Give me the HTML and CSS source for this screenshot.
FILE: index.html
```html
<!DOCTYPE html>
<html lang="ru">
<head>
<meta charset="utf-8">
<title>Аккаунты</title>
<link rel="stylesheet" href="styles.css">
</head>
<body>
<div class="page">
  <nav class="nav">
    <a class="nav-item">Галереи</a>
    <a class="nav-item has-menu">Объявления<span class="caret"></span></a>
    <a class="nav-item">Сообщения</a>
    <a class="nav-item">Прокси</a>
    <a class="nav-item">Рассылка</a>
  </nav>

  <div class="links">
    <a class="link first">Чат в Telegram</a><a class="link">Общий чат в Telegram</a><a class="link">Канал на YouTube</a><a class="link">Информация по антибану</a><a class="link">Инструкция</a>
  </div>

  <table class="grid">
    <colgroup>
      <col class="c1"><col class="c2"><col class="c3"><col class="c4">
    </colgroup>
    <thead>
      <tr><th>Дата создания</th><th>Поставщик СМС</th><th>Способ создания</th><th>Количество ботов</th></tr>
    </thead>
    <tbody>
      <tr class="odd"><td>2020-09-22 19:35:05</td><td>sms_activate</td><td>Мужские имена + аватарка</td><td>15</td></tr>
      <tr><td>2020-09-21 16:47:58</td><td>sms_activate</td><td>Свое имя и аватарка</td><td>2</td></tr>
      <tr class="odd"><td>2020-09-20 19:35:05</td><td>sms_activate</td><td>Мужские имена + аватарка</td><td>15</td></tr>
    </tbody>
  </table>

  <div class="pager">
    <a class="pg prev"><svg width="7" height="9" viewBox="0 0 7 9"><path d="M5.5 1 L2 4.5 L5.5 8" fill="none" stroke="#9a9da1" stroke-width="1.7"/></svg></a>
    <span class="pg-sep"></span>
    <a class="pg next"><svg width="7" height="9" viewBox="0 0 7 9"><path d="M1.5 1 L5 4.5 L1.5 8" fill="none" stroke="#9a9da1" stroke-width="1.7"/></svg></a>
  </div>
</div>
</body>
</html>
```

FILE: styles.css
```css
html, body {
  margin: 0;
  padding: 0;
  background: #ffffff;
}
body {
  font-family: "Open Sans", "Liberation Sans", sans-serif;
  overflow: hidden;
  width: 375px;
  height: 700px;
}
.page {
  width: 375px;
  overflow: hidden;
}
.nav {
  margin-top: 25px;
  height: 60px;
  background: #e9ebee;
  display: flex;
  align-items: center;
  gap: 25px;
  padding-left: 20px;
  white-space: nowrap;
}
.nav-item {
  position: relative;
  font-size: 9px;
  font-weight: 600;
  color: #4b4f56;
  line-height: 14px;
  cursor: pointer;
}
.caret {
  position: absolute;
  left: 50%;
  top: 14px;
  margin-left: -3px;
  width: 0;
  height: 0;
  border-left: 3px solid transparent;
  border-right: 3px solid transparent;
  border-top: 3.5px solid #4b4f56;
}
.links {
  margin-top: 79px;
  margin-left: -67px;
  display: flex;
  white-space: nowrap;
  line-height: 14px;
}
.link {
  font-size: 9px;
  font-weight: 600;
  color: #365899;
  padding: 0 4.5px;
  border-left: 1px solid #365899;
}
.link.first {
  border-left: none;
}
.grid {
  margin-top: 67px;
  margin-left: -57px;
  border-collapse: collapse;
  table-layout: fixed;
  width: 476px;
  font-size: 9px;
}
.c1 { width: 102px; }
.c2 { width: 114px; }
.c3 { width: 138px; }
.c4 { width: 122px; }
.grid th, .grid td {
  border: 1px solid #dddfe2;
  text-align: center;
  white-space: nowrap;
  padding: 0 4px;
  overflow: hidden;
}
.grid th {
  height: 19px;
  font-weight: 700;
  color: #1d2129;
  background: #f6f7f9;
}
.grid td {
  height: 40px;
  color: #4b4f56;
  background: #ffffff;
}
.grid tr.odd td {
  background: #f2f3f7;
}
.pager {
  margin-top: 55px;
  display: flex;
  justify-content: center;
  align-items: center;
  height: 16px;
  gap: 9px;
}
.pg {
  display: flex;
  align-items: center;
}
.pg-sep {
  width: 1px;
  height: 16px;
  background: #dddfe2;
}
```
────
**Written instruction**: From the listing above, reproduce all the lines exactly.

**Solution to the exercise**:
Give me the HTML and CSS source for this screenshot.
FILE: index.html
```html
<!DOCTYPE html>
<html lang="ru">
<head>
<meta charset="utf-8">
<title>Аккаунты</title>
<link rel="stylesheet" href="styles.css">
</head>
<body>
<div class="page">
  <nav class="nav">
    <a class="nav-item">Галереи</a>
    <a class="nav-item has-menu">Объявления<span class="caret"></span></a>
    <a class="nav-item">Сообщения</a>
    <a class="nav-item">Прокси</a>
    <a class="nav-item">Рассылка</a>
  </nav>

  <div class="links">
    <a class="link first">Чат в Telegram</a><a class="link">Общий чат в Telegram</a><a class="link">Канал на YouTube</a><a class="link">Информация по антибану</a><a class="link">Инструкция</a>
  </div>

  <table class="grid">
    <colgroup>
      <col class="c1"><col class="c2"><col class="c3"><col class="c4">
    </colgroup>
    <thead>
      <tr><th>Дата создания</th><th>Поставщик СМС</th><th>Способ создания</th><th>Количество ботов</th></tr>
    </thead>
    <tbody>
      <tr class="odd"><td>2020-09-22 19:35:05</td><td>sms_activate</td><td>Мужские имена + аватарка</td><td>15</td></tr>
      <tr><td>2020-09-21 16:47:58</td><td>sms_activate</td><td>Свое имя и аватарка</td><td>2</td></tr>
      <tr class="odd"><td>2020-09-20 19:35:05</td><td>sms_activate</td><td>Мужские имена + аватарка</td><td>15</td></tr>
    </tbody>
  </table>

  <div class="pager">
    <a class="pg prev"><svg width="7" height="9" viewBox="0 0 7 9"><path d="M5.5 1 L2 4.5 L5.5 8" fill="none" stroke="#9a9da1" stroke-width="1.7"/></svg></a>
    <span class="pg-sep"></span>
    <a class="pg next"><svg width="7" height="9" viewBox="0 0 7 9"><path d="M1.5 1 L5 4.5 L1.5 8" fill="none" stroke="#9a9da1" stroke-width="1.7"/></svg></a>
  </div>
</div>
</body>
</html>
```

FILE: styles.css
```css
html, body {
  margin: 0;
  padding: 0;
  background: #ffffff;
}
body {
  font-family: "Open Sans", "Liberation Sans", sans-serif;
  overflow: hidden;
  width: 375px;
  height: 700px;
}
.page {
  width: 375px;
  overflow: hidden;
}
.nav {
  margin-top: 25px;
  height: 60px;
  background: #e9ebee;
  display: flex;
  align-items: center;
  gap: 25px;
  padding-left: 20px;
  white-space: nowrap;
}
.nav-item {
  position: relative;
  font-size: 9px;
  font-weight: 600;
  color: #4b4f56;
  line-height: 14px;
  cursor: pointer;
}
.caret {
  position: absolute;
  left: 50%;
  top: 14px;
  margin-left: -3px;
  width: 0;
  height: 0;
  border-left: 3px solid transparent;
  border-right: 3px solid transparent;
  border-top: 3.5px solid #4b4f56;
}
.links {
  margin-top: 79px;
  margin-left: -67px;
  display: flex;
  white-space: nowrap;
  line-height: 14px;
}
.link {
  font-size: 9px;
  font-weight: 600;
  color: #365899;
  padding: 0 4.5px;
  border-left: 1px solid #365899;
}
.link.first {
  border-left: none;
}
.grid {
  margin-top: 67px;
  margin-left: -57px;
  border-collapse: collapse;
  table-layout: fixed;
  width: 476px;
  font-size: 9px;
}
.c1 { width: 102px; }
.c2 { width: 114px; }
.c3 { width: 138px; }
.c4 { width: 122px; }
.grid th, .grid td {
  border: 1px solid #dddfe2;
  text-align: center;
  white-space: nowrap;
  padding: 0 4px;
  overflow: hidden;
}
.grid th {
  height: 19px;
  font-weight: 700;
  color: #1d2129;
  background: #f6f7f9;
}
.grid td {
  height: 40px;
  color: #4b4f56;
  background: #ffffff;
}
.grid tr.odd td {
  background: #f2f3f7;
}
.pager {
  margin-top: 55px;
  display: flex;
  justify-content: center;
  align-items: center;
  height: 16px;
  gap: 9px;
}
.pg {
  display: flex;
  align-items: center;
}
.pg-sep {
  width: 1px;
  height: 16px;
  background: #dddfe2;
}
```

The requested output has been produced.